Bill you nailed it. This Psyche 16 is the reason for us to get out there again. In my opinion, the only thing that will stop us from doing this is ultimately the government who have more interest in controlling and ruling over slaves than prosperity for the entire planet. There are people now who have vision and willingness to do the work to get this done. Motivated people need to push this hard.
You are correct. The fight would ostensibly be about “helping those on earth” instead of “spending money on space silliness” but would actually be about control of a pot of money, and thus power over people’s lives, as always.
Will never happen. The Democrats won’t allow it to happen because it would make mere mortals much too free. The Republicans won’t do it because they are cowards and will not fight the Democrats and their will to regress the globe to the state of the prehistory of man.
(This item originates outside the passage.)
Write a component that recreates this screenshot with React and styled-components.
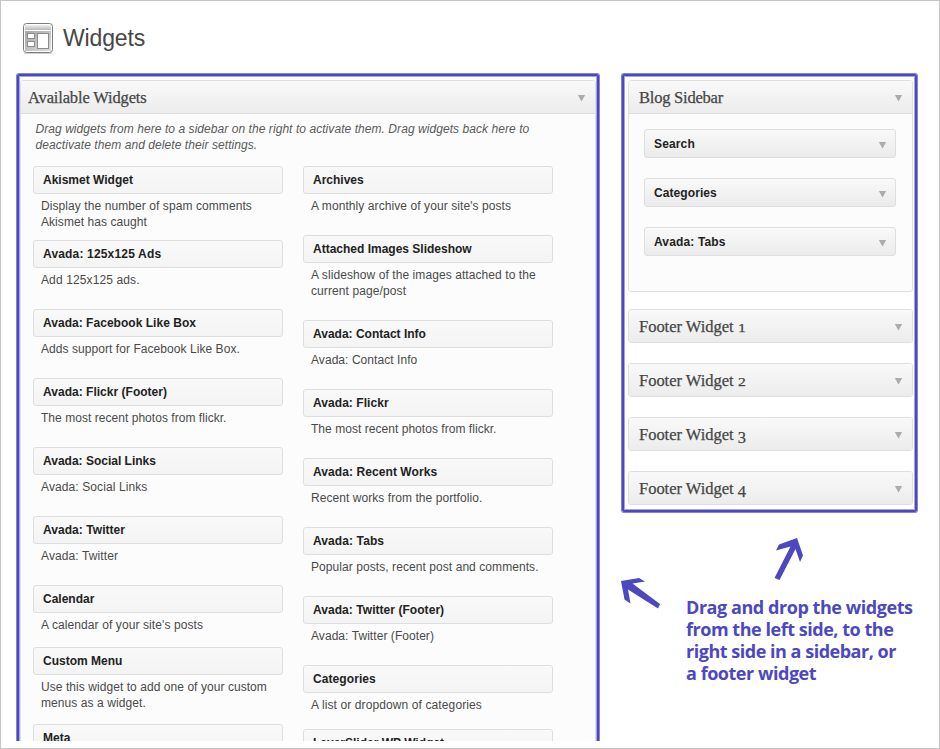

If it is done, it will be done by we mere mortals who really do want to have a future and who will work to overcome the demented politicians who want to mother-may-I absolutely everything. We will have to tell the politicians to go to hell and send them there if they refused to go.
I am ready. Are you?
I regret that I have but on $100/yr to give to my billwhittle.com
So we have to go get it cause that’ll pay for the mission(s) and pay down our debt.
AND ANOTHER THING, if Psychi 16 is only used to supply raw materials for a space station, it won’t crash steel prices because none of the asteroid’s metal is coming down and none of Earth’s steel is going up. US Steel looses out on that sweet, sweet government contract. But that’s about it for economic impact
Would it be easier to mine Psychi 16 or drag it into Earth orbit and turn it into a space station?
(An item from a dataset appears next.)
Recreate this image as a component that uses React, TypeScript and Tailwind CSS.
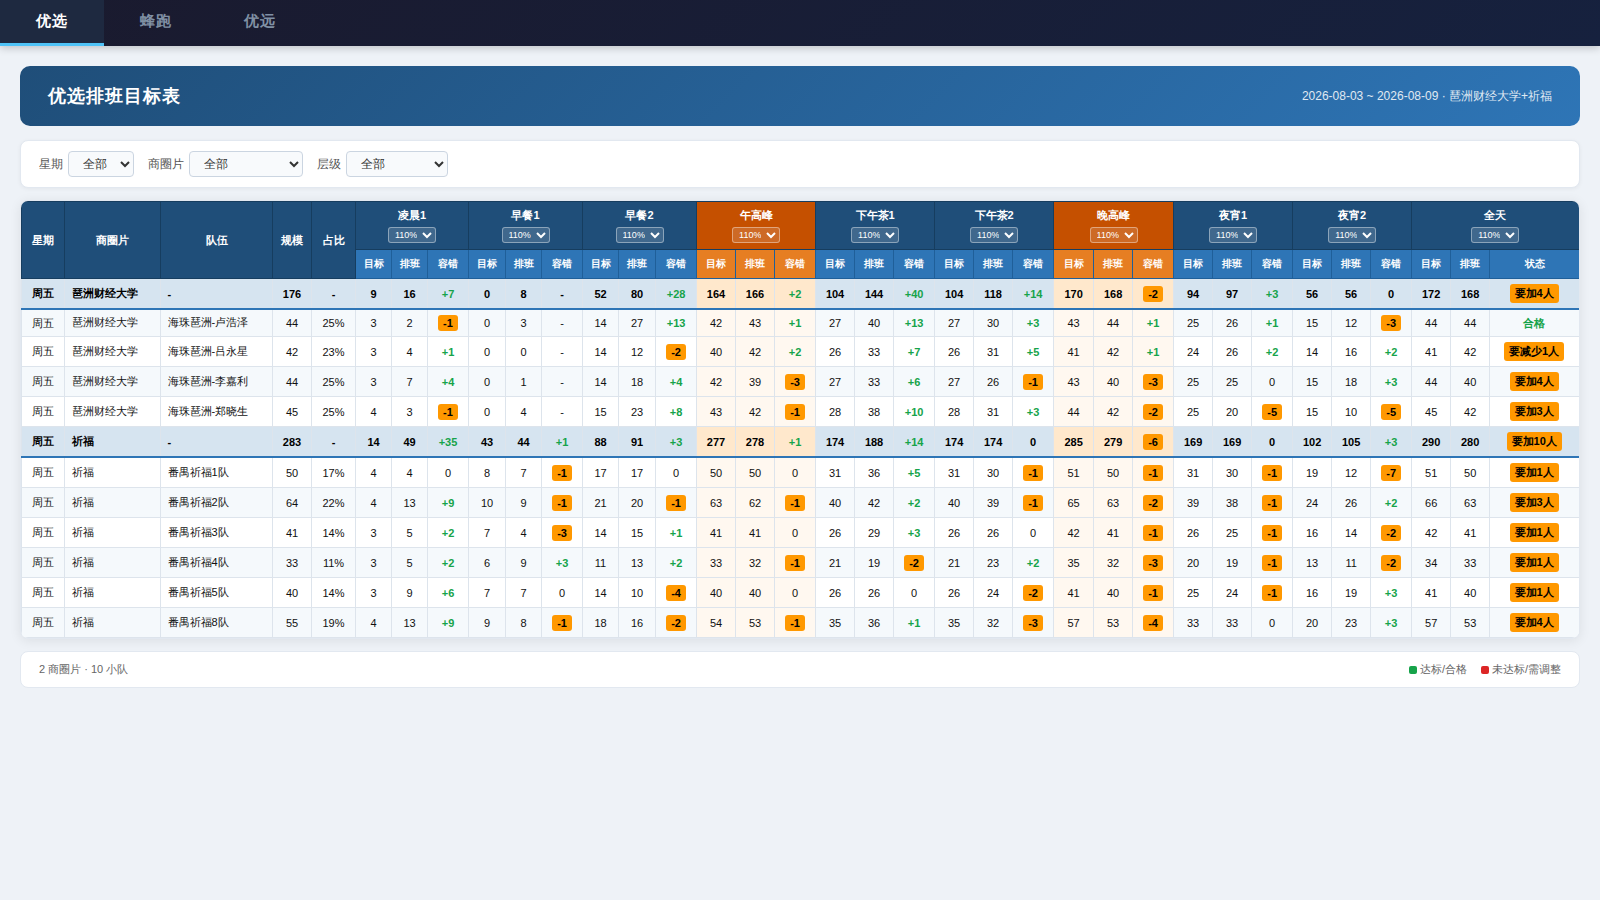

My question to why we don’t have moon bases and giant space stations now is this: is it just that hard or do we simply lack the national will and cultural confidence to have done it in the last 50yrs?
Government space programs will always be a wasteful boondoggle. Free enterprise in space has the capacity to turn billionaires into trillionaires. Get a free civilization in space and world economies will become puny.
Besides, there will still be man after SMOD.